We could update our Bodi White post with this information, but we figured it was worth its own entry.
Yes, that Greg LaFleur.
“For nearly 40 years, East Baton Rouge Parish has been my home. It’s where I received an athletic scholarship to play football at LSU. After graduating, I was fortunate to be a third round pick of the NFL Draft by the Philadelphia Eagles. Yet I came home to Baton Rouge every off season and worked to improve the education of our youth. That’s because Baton Rouge is more than my home, it’s where my heart is.
“So after much thought, reflection and prayer, I’ve decided It’s time to give something back to the place that has given so much to me. I’m announcing today that I’ll be a candidate for Mayor-President of East Baton Rouge Parish this fall.
“I’ll be a Mayor-President for all the citizens of our Parish. I’ll put forward a game plan so that East Baton Rouge Parish can reach its full potential. I’ll continue our progress in economic development. And I’ll tackle the challenges our community continues to face: reducing traffic, strengthening public safety and improving our public services across the parish.
“While we’re just getting started putting together a campaign effort, I’m looking forward to talking to the voters of the Parish over the coming months and sharing my hopes, my dreams and my vision for a better Baton Rouge. God bless.”
There was a time not long ago when LaFleur was considered a real rising star in the athletic administration business. After playing in the NFL for six years he went to work at LSU and spent 12 years in the marketing and promotions department, and then was an athletic director at Chicago State, Hutson-Tillotson and Texas State before getting the AD job at Southern. But as many people with dealings on the Bluff can tell you, it’s very easy to piss off the wrong people there, particularly if you want to end some of the good-ole-boy practices which make that place hemorrhage money. And therefore when LaFleur got arrested at the 2011 Final Four in Houston on charges that he solicited a prostitute, charges he was acquitted of, he was fired practically before he even made bail.
A Fox Sports article from two years ago outlines what was going on…
During his time at Southern, LaFleur says he “ruffled some feathers” with certain officials at the university — doing so long before his eventual arrest and subsequent firing. In fact, LaFleur never got a chance to defend himself and was fired before he even returned to campus.
And LaFleur says that many of the issues he tried to tackle head-on during his six years at Southern — among them a complimentary ticket program that was bleeding money, a radio contract that left Southern paying for the right to be broadcast, the inefficient use of suites at the football stadium, the unfair distribution of Bayou Classic tickets and the hiring of a high-priced marketing firm to promote the annual rivalry game with Grambling — were met with resistance.

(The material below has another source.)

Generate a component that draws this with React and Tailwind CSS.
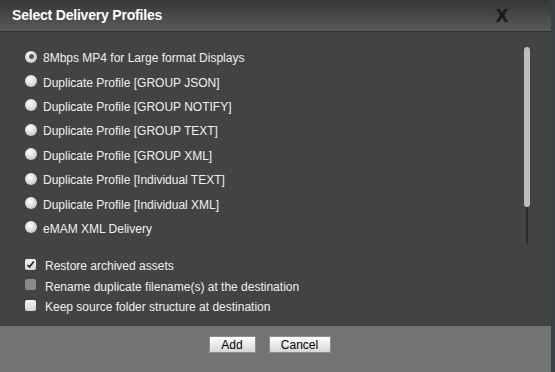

LaFleur is careful to note that these challenges were not necessarily the motivation behind his nearly instantaneous dismissal after his booking in Houston, but one can surmise that any past conflicts certainly wouldn’t help his case in the wake of an arrest.
“I was taking on some stuff that should have been fundamental,” LaFleur said. “… I can’t say that for sure (whether it cost me my job), but what I can say is that I didn’t know of any other way to do business. If I knew of another way to raise money or whatever, maybe I wouldn’t have taken it on as hard as I did, but I was going full speed trying to get those things done because that’s the basics; that’s where things start.”
LaFleur eventually collected $150,000 in damages from Southern for wrongful termination, but he hasn’t been able to break back into athletic administration. Prospective employers have been a lot more persnickety about him than the jury in Houston was.
So what do you do when your employment opportunities stall out in the competitive sector? You get into politics, of course.
LaFleur has some name recognition in Baton Rouge, and he still has friends in town. How many, and whether he can turn those relationships into a competitive mayoral campaign, is a question.
His entry does have the potential to alter the race a bit, though, because LaFleur might serve to cut into the share of the city’s black vote Sharon Weston Broome can claim in the primary. As we were discussing in the Bodi White post earlier, when Rep. Ted James said he wasn’t running it left Broome in a position to claim all of that vote, which would give her a chance to put the election away in the primary. Yes, former Metro Councilman Byron Sharper has announced he’s running, but most observers discount Sharper as a real possibility of making much of a dent in the numbers.
But if LaFleur can pick up eight or 10 percent of the vote, or more, he could be a spoiler that moves the race to a runoff where White might end up with a decent shot at winning if circumstances fall the right way.
Can LaFleur win? It’s fair to say he’s a long shot.